The Castro regime eventually responded by legalizing hard currency, lowering barriers for tourist travel, opening itself up to other types of foreign investors, like Great Britain and Germany, and other measures meant to give the economy a much-needed boon. These measures were not enough to regain the losses from the early 1990s, only working to raise GDP 14.1 percent from 1993-1997.

The government remained largely opposed to allowing private businesses to operate in the nation throughout Fidel’s rule, which officially ended in 2008. Cuban Economy Minister José Luis Rodriguez said in February 2001, “we don’t see that our country’s development rests on self-employment or small private property holders.”
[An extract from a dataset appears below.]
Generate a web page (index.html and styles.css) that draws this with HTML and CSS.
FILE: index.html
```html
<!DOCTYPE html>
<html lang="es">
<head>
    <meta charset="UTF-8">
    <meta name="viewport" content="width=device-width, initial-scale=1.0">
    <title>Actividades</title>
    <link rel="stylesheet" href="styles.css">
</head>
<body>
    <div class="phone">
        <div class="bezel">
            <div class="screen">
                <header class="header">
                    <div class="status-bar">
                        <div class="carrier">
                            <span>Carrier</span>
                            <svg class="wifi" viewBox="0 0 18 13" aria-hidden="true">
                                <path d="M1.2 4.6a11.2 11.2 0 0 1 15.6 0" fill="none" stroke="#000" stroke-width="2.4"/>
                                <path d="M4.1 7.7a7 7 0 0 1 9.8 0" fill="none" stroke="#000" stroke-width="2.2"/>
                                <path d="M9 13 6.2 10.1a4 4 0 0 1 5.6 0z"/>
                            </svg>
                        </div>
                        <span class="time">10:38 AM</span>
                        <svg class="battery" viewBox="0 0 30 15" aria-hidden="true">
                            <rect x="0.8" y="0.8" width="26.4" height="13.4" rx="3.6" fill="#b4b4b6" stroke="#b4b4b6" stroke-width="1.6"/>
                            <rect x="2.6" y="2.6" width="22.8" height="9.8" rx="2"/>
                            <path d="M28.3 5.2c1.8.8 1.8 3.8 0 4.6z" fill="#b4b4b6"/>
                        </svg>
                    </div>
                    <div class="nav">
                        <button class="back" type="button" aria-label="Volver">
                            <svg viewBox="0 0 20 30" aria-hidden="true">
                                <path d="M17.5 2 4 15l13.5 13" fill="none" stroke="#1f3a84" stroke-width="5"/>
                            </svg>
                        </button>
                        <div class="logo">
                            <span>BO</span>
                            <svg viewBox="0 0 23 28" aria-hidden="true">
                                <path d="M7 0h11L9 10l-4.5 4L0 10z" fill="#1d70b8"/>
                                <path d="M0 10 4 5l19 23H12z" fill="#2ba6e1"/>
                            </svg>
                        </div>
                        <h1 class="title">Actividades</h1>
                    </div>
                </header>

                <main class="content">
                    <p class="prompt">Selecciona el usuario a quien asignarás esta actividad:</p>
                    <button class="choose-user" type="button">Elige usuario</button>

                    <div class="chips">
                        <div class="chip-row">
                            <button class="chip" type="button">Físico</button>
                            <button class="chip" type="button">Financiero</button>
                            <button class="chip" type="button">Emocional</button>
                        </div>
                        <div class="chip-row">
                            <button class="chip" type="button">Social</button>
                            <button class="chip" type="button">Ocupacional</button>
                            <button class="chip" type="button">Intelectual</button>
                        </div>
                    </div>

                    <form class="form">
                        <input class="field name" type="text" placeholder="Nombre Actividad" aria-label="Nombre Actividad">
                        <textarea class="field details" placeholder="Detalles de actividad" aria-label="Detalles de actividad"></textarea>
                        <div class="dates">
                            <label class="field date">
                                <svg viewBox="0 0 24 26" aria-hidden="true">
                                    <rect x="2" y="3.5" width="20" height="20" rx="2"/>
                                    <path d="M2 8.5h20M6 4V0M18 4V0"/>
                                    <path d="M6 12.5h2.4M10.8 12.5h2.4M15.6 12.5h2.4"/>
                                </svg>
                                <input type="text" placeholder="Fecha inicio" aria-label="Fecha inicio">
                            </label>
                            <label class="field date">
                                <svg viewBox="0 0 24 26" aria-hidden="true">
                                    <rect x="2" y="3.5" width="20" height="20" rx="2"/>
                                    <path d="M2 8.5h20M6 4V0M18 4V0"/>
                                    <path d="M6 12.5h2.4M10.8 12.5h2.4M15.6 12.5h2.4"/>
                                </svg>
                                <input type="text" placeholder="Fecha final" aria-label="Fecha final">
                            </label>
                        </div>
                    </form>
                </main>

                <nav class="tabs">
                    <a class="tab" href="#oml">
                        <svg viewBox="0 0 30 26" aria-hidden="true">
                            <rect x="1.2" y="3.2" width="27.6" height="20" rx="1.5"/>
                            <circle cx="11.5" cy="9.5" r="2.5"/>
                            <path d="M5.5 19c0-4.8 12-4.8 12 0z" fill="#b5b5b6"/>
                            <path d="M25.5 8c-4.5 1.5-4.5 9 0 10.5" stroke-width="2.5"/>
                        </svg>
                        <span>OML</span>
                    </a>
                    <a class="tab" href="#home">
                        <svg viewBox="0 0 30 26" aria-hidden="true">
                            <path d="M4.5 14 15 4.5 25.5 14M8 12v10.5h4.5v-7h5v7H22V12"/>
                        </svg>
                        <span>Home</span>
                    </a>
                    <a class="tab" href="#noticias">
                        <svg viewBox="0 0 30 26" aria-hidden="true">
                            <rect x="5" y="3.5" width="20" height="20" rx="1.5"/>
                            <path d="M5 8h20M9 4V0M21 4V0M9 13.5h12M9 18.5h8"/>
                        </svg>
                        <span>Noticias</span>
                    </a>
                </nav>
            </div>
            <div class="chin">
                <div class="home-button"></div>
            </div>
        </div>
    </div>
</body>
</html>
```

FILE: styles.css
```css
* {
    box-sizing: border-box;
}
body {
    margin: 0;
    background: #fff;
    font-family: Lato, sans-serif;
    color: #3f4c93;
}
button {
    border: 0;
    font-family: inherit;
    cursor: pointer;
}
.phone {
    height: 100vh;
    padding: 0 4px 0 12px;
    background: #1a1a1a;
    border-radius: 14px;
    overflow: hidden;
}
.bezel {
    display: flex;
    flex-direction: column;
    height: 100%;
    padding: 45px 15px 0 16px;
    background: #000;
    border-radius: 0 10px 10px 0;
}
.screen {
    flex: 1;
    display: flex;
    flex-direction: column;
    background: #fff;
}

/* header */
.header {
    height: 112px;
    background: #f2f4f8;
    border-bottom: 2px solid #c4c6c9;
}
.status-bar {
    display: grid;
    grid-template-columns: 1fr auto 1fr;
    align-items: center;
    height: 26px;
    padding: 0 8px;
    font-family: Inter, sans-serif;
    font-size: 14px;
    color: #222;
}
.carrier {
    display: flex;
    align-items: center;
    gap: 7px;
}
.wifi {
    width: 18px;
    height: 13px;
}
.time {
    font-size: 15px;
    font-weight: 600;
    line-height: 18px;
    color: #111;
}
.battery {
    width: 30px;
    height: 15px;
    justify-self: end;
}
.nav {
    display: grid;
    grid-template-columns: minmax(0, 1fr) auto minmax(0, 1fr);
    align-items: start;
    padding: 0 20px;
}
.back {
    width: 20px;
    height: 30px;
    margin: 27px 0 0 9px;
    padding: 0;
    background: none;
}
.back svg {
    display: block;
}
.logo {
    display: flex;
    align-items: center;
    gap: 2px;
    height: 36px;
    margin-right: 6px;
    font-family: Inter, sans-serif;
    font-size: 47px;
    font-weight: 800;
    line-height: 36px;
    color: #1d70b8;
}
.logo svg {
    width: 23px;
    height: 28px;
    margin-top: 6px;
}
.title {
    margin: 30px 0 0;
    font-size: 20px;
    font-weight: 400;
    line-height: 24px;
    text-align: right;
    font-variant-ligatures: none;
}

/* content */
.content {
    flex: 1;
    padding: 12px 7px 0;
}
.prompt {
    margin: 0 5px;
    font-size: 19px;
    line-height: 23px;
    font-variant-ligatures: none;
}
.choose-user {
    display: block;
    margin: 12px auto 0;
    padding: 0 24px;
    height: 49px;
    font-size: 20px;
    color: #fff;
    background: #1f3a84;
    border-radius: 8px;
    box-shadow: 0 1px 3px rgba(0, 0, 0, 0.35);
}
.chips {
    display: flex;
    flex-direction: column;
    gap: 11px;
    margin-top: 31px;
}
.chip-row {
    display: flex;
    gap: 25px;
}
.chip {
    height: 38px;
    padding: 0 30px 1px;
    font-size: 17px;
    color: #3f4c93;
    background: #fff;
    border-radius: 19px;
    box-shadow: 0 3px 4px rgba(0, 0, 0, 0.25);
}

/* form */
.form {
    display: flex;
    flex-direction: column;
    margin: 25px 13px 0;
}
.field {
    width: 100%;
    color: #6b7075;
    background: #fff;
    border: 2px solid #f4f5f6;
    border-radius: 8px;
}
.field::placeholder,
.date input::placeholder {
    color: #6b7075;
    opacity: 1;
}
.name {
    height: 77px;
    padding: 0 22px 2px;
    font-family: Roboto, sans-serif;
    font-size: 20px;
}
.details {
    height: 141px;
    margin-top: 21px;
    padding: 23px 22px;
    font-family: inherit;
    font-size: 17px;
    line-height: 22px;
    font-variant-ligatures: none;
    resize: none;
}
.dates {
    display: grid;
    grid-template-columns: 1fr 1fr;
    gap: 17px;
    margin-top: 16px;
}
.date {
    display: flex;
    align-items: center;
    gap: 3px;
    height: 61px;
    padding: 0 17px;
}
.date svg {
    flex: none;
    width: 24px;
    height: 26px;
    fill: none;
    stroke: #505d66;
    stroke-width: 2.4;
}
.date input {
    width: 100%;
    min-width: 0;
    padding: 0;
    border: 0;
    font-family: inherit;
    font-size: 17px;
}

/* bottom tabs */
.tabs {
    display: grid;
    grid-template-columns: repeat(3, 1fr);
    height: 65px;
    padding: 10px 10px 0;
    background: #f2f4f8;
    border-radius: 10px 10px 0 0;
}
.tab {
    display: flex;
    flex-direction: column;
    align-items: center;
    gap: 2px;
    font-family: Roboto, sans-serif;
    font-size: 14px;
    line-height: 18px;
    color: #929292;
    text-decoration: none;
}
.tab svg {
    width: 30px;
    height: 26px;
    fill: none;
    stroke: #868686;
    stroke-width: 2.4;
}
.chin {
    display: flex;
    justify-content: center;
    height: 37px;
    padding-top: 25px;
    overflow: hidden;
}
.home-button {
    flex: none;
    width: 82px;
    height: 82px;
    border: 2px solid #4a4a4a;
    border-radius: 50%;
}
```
Under the leadership of President Raul Castro in 2011, the government loosened many of the restrictions on licensing and property ownership, which allowed for enterprising people to acquire some market share from entities that were formally under state ownership. Raul is expected to step down as president of Cuba sometime in 2018, but his replacement is yet to be announced.

Havana Skyline (Robert Donachie/Daily Caller News Foundation)
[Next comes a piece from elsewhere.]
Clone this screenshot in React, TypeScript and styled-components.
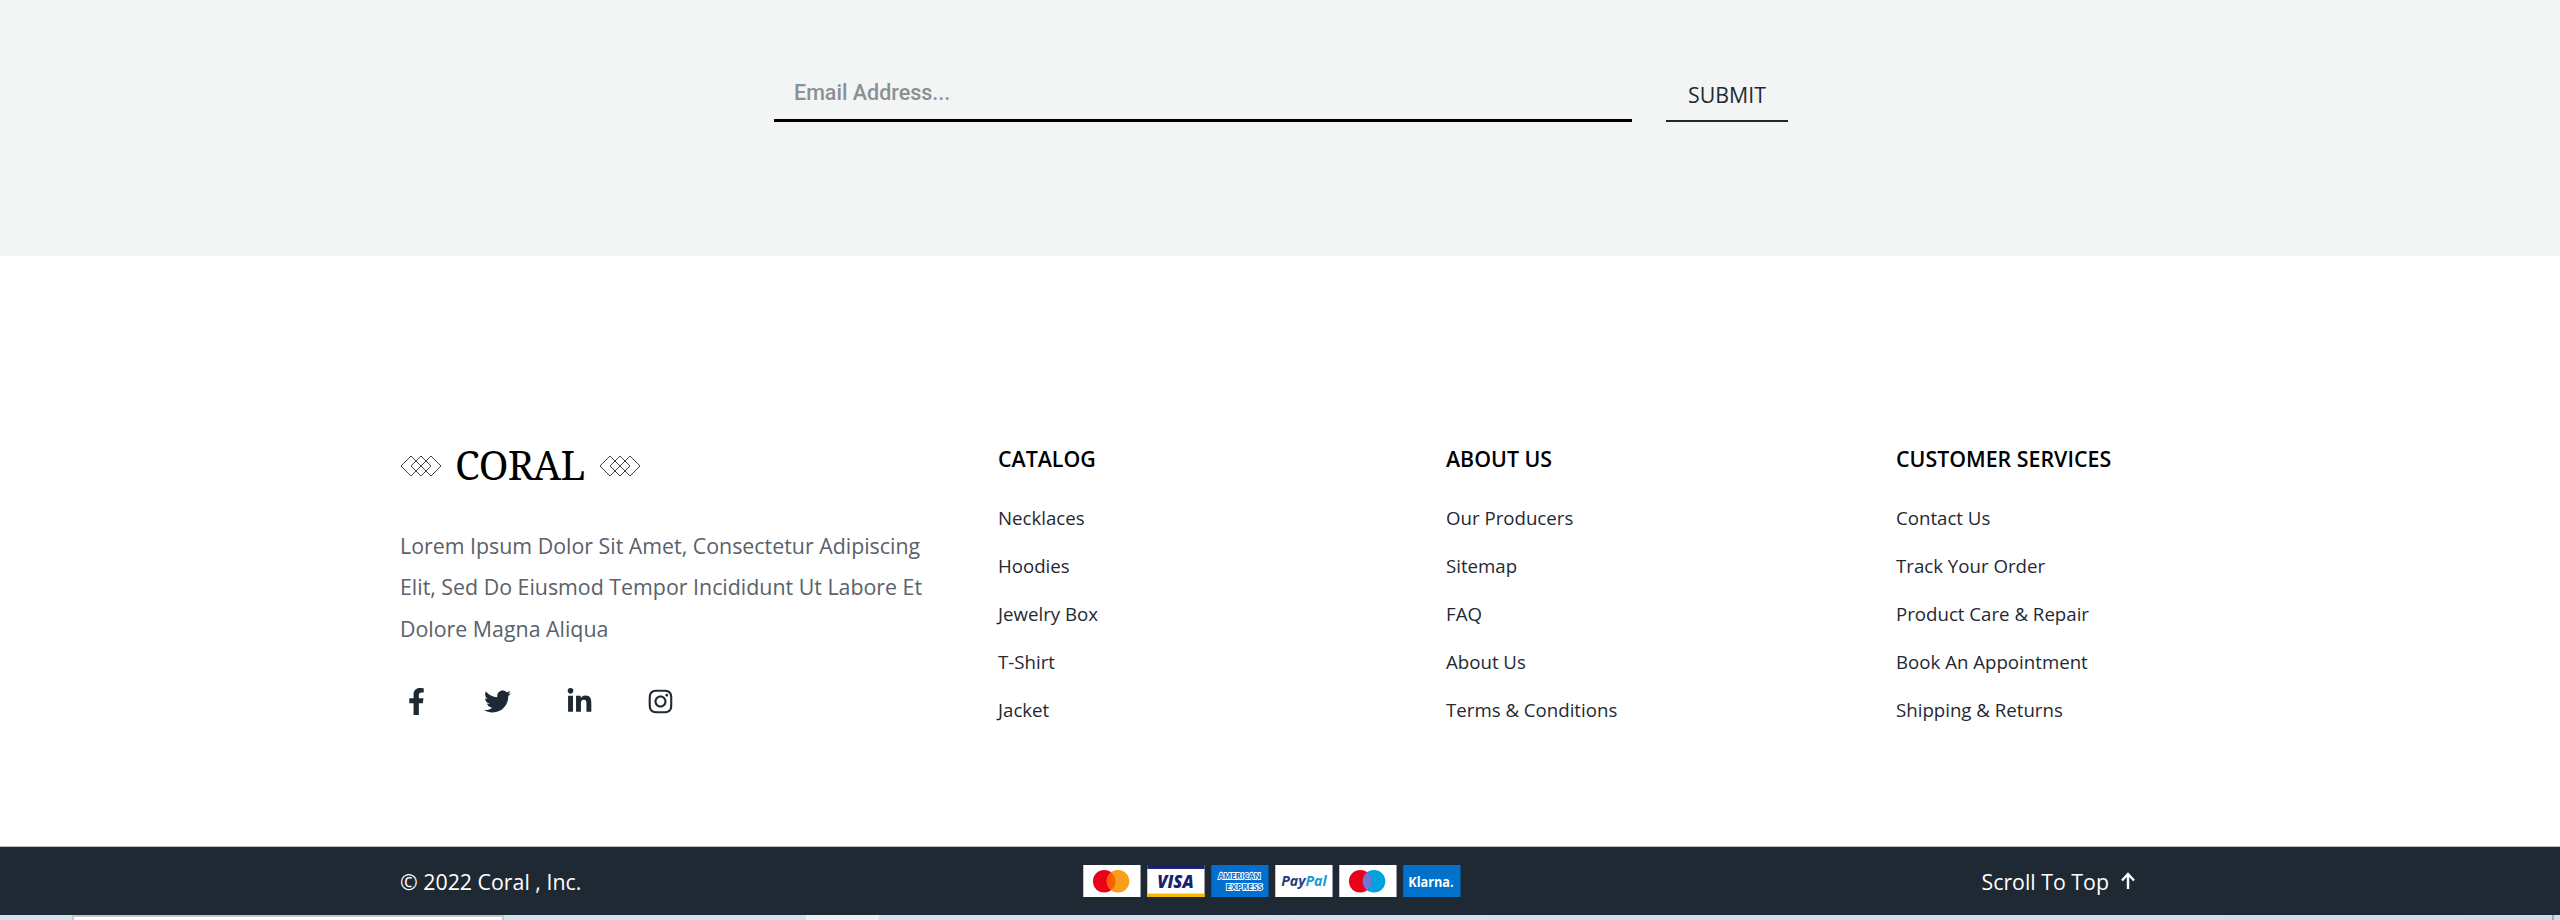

Havana Skyline (Robert Donachie/Daily Caller News Foundation)

In nearly all indicators for living-standards, Cuba has made slower-than-anticipated economic progress. The nation has a housing shortage upwards of 700,000 units, and even with free health care, education and other public services that are government provided, public employees continue to struggle to make ends meet on their meager government salaries.

Despite its economic woes and uncertainty for the future of its own leadership, one thing remains blatantly clear among those pursuing entrepreneurial ends in the nation: a sense of optimism for the future and a renewed hope that they can have a better life.